Top investor Rob Arnott, who is known as the “godfather of smart beta” investing, said:

It’s a bubble. Bubbles burst. The FANMAG bubble will be no exception.

Earlier this month, Arnott said the lockdowns and multi-trillion-dollar stimulus had fueled asset bubbles that will bring more pain down the line. At the end of August, we had a warning sign of a tech bubble. The tech sector was more valuable by market cap than the entire European market.

Talking about Apple stock, Arnott said:

At its recent highs, Apple was worth more than the entire FTSE index. In other words, the one stock was worth more than the entire publicly traded British economy. It’s a fantastic company with great products and superb management. But it will not produce more profits for its shareholders in the decades ahead than the entire London stock exchange.

The tech bubble has started to pop, but the selloff might not be over. Barclays said that even after the recent pullback, the current level of the index’s price-to-earnings ratio is high and approaching the 2000 dotcom bubble peak, when internet stocks rose and eventually collapsed, losing nearly 80% of their value within seven months.

Despite its pessimism, Barclays updated its 2020 S&P 500 price target to 3,100 from 2,800, mostly due to improved earnings guidance. This would imply a drop of about 7% from current levels. The company raised its estimate of 2021 EPS to $160 per share from $150, slightly below consensus.

S&P 500 Index
The S&P 500 has plunged by 8% from its peak but could fall another 7%. | Chart: Yahoo Finance

The Selloff Could Extend to Other Sectors

Some would argue that another lockdown would be a boon to tech stocks, which would likely see another increase in their work-at-home software and services. Relying on this is a risky strategy. Some public health experts say the U.S. needs another lockdown, but Trump said he would not shut down the economy.

The U.S. presidential election could exacerbate market swings in the remaining months of 2020. A recent UBS Global Wealth Management investor survey showed that 65% saw politics as their primary concern, with the presidential election on November 3 just weeks away.
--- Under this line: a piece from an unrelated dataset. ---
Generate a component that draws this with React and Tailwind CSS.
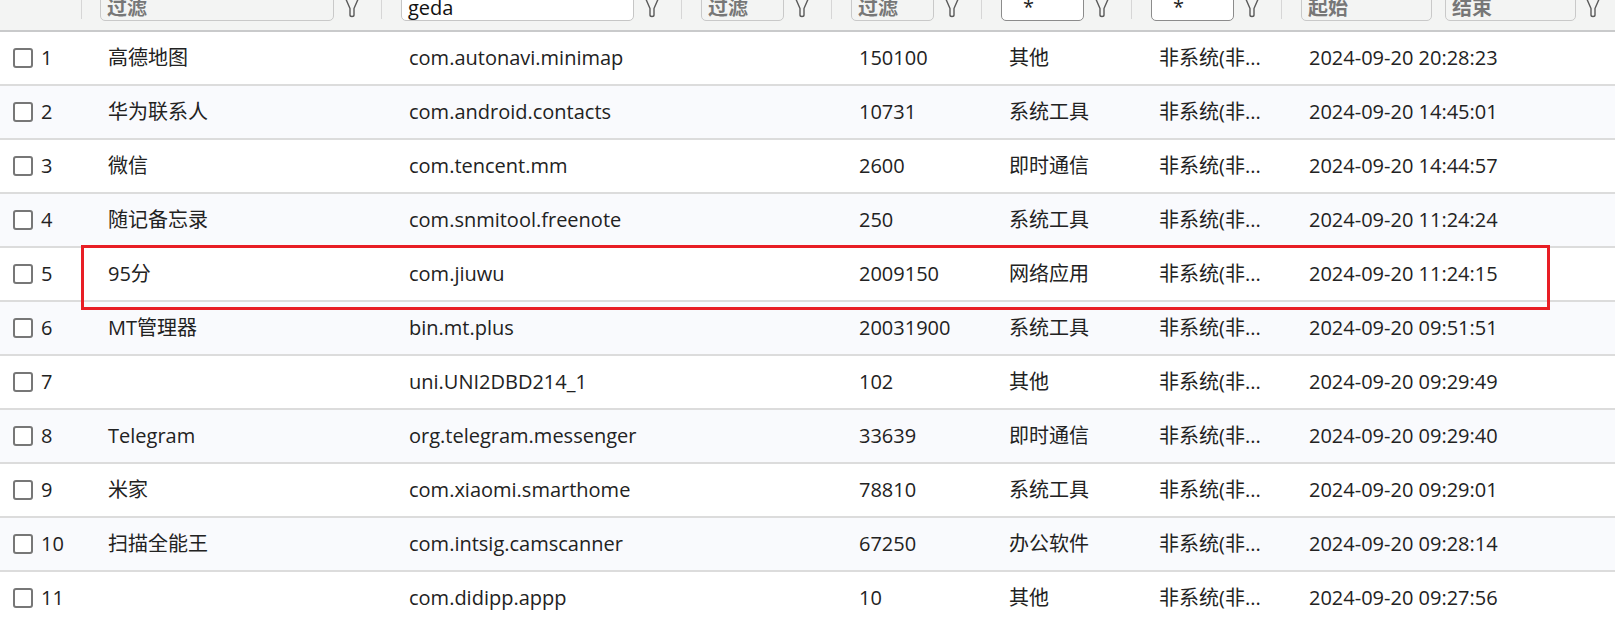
import React from "react";

const rows = [
  ["1", "高德地图", "com.autonavi.minimap", "150100", "其他", "2024-09-20 20:28:23"],
  ["2", "华为联系人", "com.android.contacts", "10731", "系统工具", "2024-09-20 14:45:01"],
  ["3", "微信", "com.tencent.mm", "2600", "即时通信", "2024-09-20 14:44:57"],
  ["4", "随记备忘录", "com.snmitool.freenote", "250", "系统工具", "2024-09-20 11:24:24"],
  ["5", "95分", "com.jiuwu", "2009150", "网络应用", "2024-09-20 11:24:15"],
  ["6", "MT管理器", "bin.mt.plus", "20031900", "系统工具", "2024-09-20 09:51:51"],
  ["7", "", "uni.UNI2DBD214_1", "102", "其他", "2024-09-20 09:29:49"],
  ["8", "Telegram", "org.telegram.messenger", "33639", "即时通信", "2024-09-20 09:29:40"],
  ["9", "米家", "com.xiaomi.smarthome", "78810", "系统工具", "2024-09-20 09:29:01"],
  ["10", "扫描全能王", "com.intsig.camscanner", "67250", "办公软件", "2024-09-20 09:28:14"],
  ["11", "", "com.didipp.appp", "10", "其他", "2024-09-20 09:27:56"],
];

const cols = "grid grid-cols-[82px_300px_300px_150px_150px_150px_150px_1fr]";

const Funnel = () => (
  <svg width="16" height="22" viewBox="0 0 16 22" className="-mt-[4px]">
    <path
      d="M1 1 H15 L10 12.5 V19 Q10 20.5 8 20.5 Q6 20.5 6 19 V12.5 Z"
      fill="none"
      stroke="#5a5a5a"
      strokeWidth="1.4"
      strokeLinejoin="round"
    />
  </svg>
);

const Divider = () => <div className="w-px h-[19px] bg-[#d6d6d6]" />;

const FilterBox = ({ text, kind }) => {
  if (kind === "star")
    return (
      <div className="flex-1 h-[32px] -mt-[11px] border-[1.5px] border-[#8c8c8c] rounded-b-[5px] bg-white flex items-end pl-[21px] pb-[2px] text-[20px] leading-[22px] text-[#222]">
        {text}
      </div>
    );
  if (kind === "value")
    return (
      <div className="flex-1 h-[32px] -mt-[11px] border-[1.5px] border-[#c6c6c6] rounded-b-[5px] bg-white flex items-end pl-[6px] pb-[1px] text-[20px] leading-[22px] text-[#111]">
        {text}
      </div>
    );
  return (
    <div className="flex-1 h-[32px] -mt-[11px] border-[1.5px] border-[#c9c9c9] rounded-b-[5px] bg-[#f3f4f3] flex items-end pl-[6px] pb-[1px] text-[20px] leading-[22px] font-bold text-[#777]">
      {text}
    </div>
  );
};

const HeadCell = ({ children, pl = "pl-[19px]", last }) => (
  <div className={`flex items-start h-full ${pl}`}>
    {children}
    <div className={`${last ? "w-[39px] pl-[9px]" : "w-[47px] pl-[10px]"} flex`}>
      <Funnel />
    </div>
    {!last && <Divider />}
  </div>
);

export default function App() {
  return (
    <div className="relative w-[1615px] h-[623px] overflow-hidden bg-white font-['Open_Sans','Noto_Sans_CJK_SC',sans-serif] text-[#222]">
      <div className={`${cols} h-[32px] bg-[#f3f4f3] border-b-2 border-[#c9cacb]`}>
        <div className="flex justify-end items-start h-full">
          <Divider />
        </div>
        <HeadCell pl="pl-[18px]">
          <FilterBox text="过滤" />
        </HeadCell>
        <HeadCell>
          <FilterBox text="geda" kind="value" />
        </HeadCell>
        <HeadCell>
          <FilterBox text="过滤" />
        </HeadCell>
        <HeadCell>
          <FilterBox text="过滤" />
        </HeadCell>
        <HeadCell>
          <FilterBox text="*" kind="star" />
        </HeadCell>
        <HeadCell>
          <FilterBox text="*" kind="star" />
        </HeadCell>
        <HeadCell last>
          <div className="flex-1 flex gap-[13px]">
            <FilterBox text="起始" />
            <FilterBox text="结束" />
          </div>
        </HeadCell>
      </div>

      {rows.map((r, i) => (
        <div
          key={r[0]}
          className={`${cols} h-[54px] items-center border-b-2 border-[#dcdcdc] text-[20px] ${
            i % 2 === 1 ? "bg-[#f9fafd]" : "bg-white"
          }`}
        >
          <div className="flex items-center gap-[8px] pl-[13px]">
            <div className="w-[20px] h-[20px] border-2 border-[#777] rounded-[3px] bg-white" />
            <span>{r[0]}</span>
          </div>
          <div className="pl-[26px] truncate">{r[1]}</div>
          <div className="pl-[27px] truncate">{r[2]}</div>
          <div />
          <div className="pl-[27px]">{r[3]}</div>
          <div className="pl-[27px]">{r[4]}</div>
          <div className="pl-[27px] whitespace-nowrap">非系统(非...</div>
          <div className="pl-[27px]">{r[5]}</div>
        </div>
      ))}

      <div className="absolute left-[81px] top-[245px] w-[1469px] h-[65px] border-[3px] border-[#e81e25]" />
    </div>
  );
}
Willie Delwiche, investment strategist at Baird, says any selloff that spreads beyond the big tech-related stocks could indicate the pullback could spread further.

In the coming days, Delwiche is looking for signs of growing investor caution–such as buying of puts options, equity fund outflows, and declining bullish views in surveys–that indicate any overexuberance has subsided.

Another indicator is how investors respond to critical technical support levels, said Keith Lerner, chief market strategist for Truist SunTrust Advisory. The Nasdaq, for example, closed below its 50-day moving average on Tuesday for the first time since April but returned above it on Wednesday.

Lerner said:

If you see these markets just slice through support levels, that’s a sign that the sellers have the upper hand.

Disclaimer: This article represents the author’s opinion and should not be considered investment or trading advice from CCN.com. The writer owns shares of Microsoft.